Unit 4. IO in Haskell
So far in this book, you’ve seen many examples of the powerful things you can do with Haskell. A recurring theme of Haskell is that much of this power comes from simple things such as referential transparency and Haskell’s type system. But there has been one glaring omission so far: I/O.
No matter what your program does, no matter what language it’s written in, I/O is a hugely important part of software. It’s the point where your code meets the real world. So why haven’t you seen much Haskell involving I/O yet? The problem is that using I/O inherently requires you to change the world. Take, for example, getting user input from the command line. Each time you have a program that requests user input, you expect the result to be different. But in unit 1 we spent a great deal of time talking about how important it is that all functions take an argument, return a value, and always return the same value for the same argument. Another issue with I/O is that you’re always changing the world, which means you’re dealing with state. If you read a file and write to another, your programs would be useless if you didn’t change the world somewhere along the way. But again, avoiding state is one of the key virtues of Haskell discussed in unit 1.
So how does Haskell solve this problem? As you might expect, Haskell does this by using types. Haskell has a special parameterized type called IO. Any value in an IO context must stay in this context. This prevents code that’s pure (meaning it upholds referential transparency and doesn’t change state) and code that’s necessarily impure from mixing.
To demonstrate this, you’ll compare two similar mystery functions in both Java and Haskell. You’ll start by taking a look at two nearly identical Java methods, called mystery1 and mystery2.
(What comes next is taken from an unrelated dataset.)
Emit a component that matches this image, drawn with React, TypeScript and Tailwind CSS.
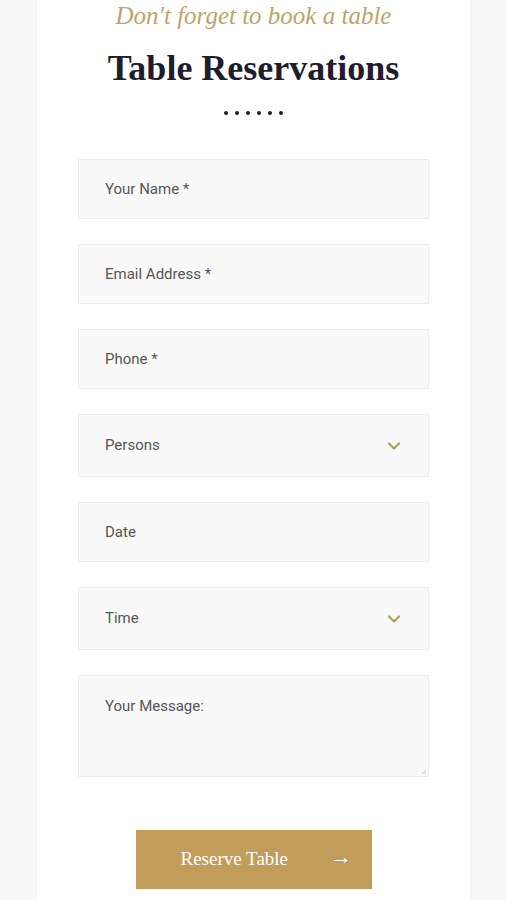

Listing 1. Two Java methods with the same type signature, mystery1 and mystery2
public class Example {
public static int mystery1(int val1, int val2){
int val3 = 3;
return Math.pow(val1 + val2 + val3, 2);
}
public static int mystery2(int val1, int val2){
int val3 = 3;
System.out.print("Enter a number");
try {
Scanner in = new Scanner(System.in);
val3 = in.nextInt();
} catch (IOException e) {
e.printStackTrace();
}
return Math.pow(val1 + val2 + val3,2);
}
}
Here you have two static methods, mystery1 and mystery2. Both do the same thing: they take in two values, add them with a mystery value, and square the result. What’s most important is that these methods have identical type signatures in Java. But I don’t think anyone would argue that these methods are remotely the same!
The mystery1 method is predictable. Every time you enter two inputs, you’ll get the exact same output. In Haskell terms, mystery1 is a pure function. If you play around with this function enough, you’ll eventually be able to figure out what it does.
The mystery2 method, on the other hand, is a different method. Every time you call mystery2, many things can go wrong. Additionally, every time you call mystery2, you’re likely to get a different answer. You may never be able to figure out what mystery2 is doing. Now, in this example you could clearly tell the difference because mystery2 will force a command prompt. But suppose mystery2 just read from a random file on disk. You might never know what it was doing. The idea of mystery functions may seem contrived, but anytime you use legacy code or an external library, you’re often dealing with mystery functions: you may easily understand them from their behavior, but have no way of knowing what they’re doing.
Haskell solves this problem by forcing these two functions to be different types. Whenever a function uses IO, the results of that function are forever marked as coming from IO. Here are the two Java methods rewritten as Haskell functions.
Listing 2. mystery1 and mystery2 rewritten in Haskell
mystery1 :: Int -> Int -> Int mystery1 val1 val2 = (val1 + val2 + val3)^2 where val3 = 3 mystery2 :: Int -> Int -> IO Int mystery2 val1 val2 = do putStrLn "Enter a number" val3Input <- getLine let val3 = read val3Input return ((val1 + val2 + val3)^2)
Why does this IO type make your code safer? IO makes it impossible to accidentally use values that have been tainted with I/O in other, pure functions. For example, addition is a pure function, so you can add the results of two calls to mystery1:
safeValue = (mystery1 2 4) + (mystery1 5 6)
But if you try to do the same thing, you’ll get a compiler error:
unsafeValue = (mystery2 2 4) + (mystery2 2 4) "No instance for (Num (IO Int)) arising from a use of '+'"
Although this certainly adds safety to your program, how in the world are you going to do things? In this unit, you’ll focus on learning the Haskell tools that enable you to keep your pure code separated from I/O code and still make useful programs that interact with the real world. After this unit, you’ll be able to use Haskell for a wide range of everyday, real-world programming problems that involve using I/O.